O presidente do Senado, Renan Calheiros (PMDB-AL), alvo de uma dúzia de denúncias no Supremo, fundamentou sua decisão de não devolver o processo de impeachment no respeito à decisão da Corte em avalizar o rito. Tivesse tomado decisão diferente, o senador se tornaria objeto de pressões políticas e sociais que poderiam torná-lo ainda mais exposto no STF.
O advogado-geral da União, José Eduardo Martins Cardozo, demonstrou, mais uma vez, uma atitude aguerrida da qual o PT descria. Candidata-se, assim, a disputar com lideranças como o prefeito de São Paulo, Fernando Haddad, o espólio do partido que pode ver sua liderança máxima impossibilitada de concorrer em 2018.
O vice-líder do governo, Sílvio Costa (PTdoB-PE), segue na linha de defensor mais radical do PT do que os próprios petistas. Ligado ao ministro do Desenvolvimento, Indústria e Comércio, Armando Monteiro (PTB), que perderá a proeminência, no Estado, para a tríade PSDB, DEM e PMDB, Costa cultiva o nicho de defensor da herança lulista no Estado. A raia talvez não baste para fazer do filho, que leva seu nome, um candidato competitivo à Prefeitura do Recife, mas pode lhe garantir a renovação do mandatoparlamentar.

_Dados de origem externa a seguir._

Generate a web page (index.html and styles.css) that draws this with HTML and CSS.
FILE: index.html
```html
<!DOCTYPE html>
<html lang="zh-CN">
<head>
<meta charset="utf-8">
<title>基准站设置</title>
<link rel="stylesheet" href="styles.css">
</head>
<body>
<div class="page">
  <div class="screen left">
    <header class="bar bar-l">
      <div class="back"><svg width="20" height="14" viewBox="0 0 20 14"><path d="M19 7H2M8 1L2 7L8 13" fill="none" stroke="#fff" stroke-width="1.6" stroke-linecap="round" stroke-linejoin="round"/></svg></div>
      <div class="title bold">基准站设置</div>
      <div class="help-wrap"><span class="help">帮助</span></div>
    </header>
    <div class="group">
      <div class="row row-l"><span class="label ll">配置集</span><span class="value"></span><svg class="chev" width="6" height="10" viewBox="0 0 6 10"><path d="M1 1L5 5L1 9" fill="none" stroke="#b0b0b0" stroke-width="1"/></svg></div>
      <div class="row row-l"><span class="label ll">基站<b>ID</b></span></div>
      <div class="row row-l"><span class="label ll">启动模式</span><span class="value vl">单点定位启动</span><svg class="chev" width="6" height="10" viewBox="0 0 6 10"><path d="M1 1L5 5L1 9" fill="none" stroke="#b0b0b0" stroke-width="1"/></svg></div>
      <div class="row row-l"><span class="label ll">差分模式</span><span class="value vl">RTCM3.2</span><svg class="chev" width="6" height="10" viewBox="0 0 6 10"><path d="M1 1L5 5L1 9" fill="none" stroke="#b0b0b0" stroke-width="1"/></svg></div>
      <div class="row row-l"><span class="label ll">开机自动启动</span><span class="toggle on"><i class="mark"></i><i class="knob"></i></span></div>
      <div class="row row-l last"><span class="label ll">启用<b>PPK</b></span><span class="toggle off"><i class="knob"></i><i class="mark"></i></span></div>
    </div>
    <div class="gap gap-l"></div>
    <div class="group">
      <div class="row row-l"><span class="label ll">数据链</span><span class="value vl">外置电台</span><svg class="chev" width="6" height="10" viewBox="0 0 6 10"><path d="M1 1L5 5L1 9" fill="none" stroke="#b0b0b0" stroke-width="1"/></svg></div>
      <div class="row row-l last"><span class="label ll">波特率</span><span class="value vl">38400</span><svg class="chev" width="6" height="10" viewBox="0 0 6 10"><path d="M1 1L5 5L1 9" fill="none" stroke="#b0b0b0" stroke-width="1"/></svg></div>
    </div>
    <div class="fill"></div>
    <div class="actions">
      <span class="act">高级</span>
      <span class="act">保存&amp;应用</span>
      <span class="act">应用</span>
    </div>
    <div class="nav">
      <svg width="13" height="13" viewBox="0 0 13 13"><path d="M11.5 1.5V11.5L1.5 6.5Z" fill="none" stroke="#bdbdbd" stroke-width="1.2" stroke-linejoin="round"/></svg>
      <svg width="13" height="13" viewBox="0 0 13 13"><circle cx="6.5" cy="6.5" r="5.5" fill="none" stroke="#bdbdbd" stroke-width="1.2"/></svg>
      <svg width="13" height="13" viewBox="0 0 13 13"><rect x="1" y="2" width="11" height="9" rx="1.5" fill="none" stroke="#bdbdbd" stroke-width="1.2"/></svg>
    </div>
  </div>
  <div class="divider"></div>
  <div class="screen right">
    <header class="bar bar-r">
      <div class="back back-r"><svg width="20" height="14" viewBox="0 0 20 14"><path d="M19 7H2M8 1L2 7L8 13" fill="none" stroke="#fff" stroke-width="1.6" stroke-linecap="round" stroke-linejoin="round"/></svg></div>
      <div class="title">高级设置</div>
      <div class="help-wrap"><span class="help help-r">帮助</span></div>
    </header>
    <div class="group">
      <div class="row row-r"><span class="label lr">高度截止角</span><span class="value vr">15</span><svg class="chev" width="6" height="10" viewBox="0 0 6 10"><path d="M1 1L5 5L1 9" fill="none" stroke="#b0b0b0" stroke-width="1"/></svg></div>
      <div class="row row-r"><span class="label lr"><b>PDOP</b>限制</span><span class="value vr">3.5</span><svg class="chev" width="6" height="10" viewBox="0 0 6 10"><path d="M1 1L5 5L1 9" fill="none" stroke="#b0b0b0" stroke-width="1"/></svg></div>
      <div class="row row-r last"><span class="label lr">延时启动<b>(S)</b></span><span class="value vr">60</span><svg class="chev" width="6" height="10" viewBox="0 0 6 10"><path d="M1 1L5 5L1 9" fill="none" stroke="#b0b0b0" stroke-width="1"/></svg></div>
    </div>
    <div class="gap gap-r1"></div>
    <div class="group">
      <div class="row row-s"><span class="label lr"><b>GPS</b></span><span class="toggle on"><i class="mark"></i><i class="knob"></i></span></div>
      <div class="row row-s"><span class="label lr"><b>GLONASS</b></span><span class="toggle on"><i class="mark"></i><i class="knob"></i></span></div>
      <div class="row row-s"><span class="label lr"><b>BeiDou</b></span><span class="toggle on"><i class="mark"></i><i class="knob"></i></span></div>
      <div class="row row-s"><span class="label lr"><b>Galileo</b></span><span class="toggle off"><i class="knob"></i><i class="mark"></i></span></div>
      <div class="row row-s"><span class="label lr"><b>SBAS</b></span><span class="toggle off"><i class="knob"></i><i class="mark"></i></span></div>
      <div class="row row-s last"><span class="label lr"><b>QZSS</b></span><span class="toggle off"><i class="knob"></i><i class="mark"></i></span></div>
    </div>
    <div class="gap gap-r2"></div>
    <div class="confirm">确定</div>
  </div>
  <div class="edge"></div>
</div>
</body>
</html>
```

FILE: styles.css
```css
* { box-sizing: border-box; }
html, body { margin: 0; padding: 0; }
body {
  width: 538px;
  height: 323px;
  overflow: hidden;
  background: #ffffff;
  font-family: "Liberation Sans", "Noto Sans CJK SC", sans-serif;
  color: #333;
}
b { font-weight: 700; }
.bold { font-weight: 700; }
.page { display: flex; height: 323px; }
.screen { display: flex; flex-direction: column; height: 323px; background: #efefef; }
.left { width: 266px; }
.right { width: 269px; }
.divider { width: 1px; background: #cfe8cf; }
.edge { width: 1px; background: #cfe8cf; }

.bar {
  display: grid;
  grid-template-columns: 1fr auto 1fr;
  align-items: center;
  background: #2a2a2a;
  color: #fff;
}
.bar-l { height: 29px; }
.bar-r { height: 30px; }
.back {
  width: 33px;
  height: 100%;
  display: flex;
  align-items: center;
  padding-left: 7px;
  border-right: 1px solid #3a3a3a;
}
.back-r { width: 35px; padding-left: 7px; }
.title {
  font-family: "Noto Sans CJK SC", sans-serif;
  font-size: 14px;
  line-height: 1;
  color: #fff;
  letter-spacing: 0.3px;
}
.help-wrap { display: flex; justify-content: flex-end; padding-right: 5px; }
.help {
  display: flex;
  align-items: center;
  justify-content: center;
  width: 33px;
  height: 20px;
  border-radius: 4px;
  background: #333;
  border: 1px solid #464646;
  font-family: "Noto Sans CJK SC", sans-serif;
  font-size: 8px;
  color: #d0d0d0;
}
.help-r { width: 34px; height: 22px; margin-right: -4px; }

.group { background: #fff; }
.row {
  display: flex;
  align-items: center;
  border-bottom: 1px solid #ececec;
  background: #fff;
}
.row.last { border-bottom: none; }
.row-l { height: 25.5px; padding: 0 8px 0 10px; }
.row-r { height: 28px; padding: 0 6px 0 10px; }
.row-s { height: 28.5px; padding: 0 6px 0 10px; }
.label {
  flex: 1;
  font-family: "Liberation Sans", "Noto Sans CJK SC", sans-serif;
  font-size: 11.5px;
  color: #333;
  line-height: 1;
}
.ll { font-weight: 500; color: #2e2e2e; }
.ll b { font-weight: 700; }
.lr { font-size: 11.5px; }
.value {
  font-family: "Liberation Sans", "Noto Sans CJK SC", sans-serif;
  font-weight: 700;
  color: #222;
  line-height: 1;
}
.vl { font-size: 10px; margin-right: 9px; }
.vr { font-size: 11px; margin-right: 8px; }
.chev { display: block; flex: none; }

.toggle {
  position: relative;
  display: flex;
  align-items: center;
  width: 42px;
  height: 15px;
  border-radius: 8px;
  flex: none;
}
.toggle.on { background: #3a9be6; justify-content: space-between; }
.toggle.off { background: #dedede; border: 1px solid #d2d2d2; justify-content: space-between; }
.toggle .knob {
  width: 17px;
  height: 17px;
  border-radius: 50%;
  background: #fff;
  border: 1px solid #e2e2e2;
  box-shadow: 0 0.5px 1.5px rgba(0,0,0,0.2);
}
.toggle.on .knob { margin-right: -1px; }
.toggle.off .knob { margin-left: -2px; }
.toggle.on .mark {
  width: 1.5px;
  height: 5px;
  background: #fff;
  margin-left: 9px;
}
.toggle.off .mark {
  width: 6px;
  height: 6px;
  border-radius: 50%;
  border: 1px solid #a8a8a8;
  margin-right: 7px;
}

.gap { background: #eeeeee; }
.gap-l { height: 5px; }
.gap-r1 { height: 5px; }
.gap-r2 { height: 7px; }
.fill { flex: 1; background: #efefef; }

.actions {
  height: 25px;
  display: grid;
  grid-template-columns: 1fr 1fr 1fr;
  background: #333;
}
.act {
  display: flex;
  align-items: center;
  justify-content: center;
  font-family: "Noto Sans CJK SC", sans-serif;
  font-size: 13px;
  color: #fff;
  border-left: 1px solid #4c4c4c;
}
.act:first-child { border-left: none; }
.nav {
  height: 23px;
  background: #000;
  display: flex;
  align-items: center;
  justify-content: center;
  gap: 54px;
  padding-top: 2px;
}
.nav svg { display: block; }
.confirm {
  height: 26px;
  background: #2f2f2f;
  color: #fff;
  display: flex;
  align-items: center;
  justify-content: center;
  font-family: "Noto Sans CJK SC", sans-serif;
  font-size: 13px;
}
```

Maranhão já estava com os dias contados na Mesa da Câmara. Sem reputação a defender, tentou uma prorrogação que lhe possibilitasse marcar pontos com com seu antecessor e com a política local do governador Flávio Dino (PCdoB).

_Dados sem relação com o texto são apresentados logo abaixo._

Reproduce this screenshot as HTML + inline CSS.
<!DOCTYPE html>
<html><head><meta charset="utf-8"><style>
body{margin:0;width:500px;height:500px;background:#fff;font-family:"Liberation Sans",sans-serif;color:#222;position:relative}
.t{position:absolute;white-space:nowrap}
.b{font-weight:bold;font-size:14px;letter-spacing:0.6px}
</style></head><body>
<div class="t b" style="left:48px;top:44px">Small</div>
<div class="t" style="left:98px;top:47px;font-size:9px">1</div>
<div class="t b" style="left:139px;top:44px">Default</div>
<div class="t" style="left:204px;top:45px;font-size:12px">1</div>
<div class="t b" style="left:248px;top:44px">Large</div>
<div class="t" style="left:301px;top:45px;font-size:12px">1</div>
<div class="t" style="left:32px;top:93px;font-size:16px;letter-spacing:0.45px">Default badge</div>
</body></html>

A partir do episódio, o presidente da Câmara, Eduardo Cunha (PMDB-RJ), passará a ser lembrado com mais nostalgia por seu partido. Sempre citado pela ameaça da delação-bomba, Cunha optou pela 'agenda positiva'. Subiu nos ombros de Maranhão para mostrar ao PMDB que seu abandono, além de revelações comprometedoras, pode trazer fortes emoções ao eventual governo Temer.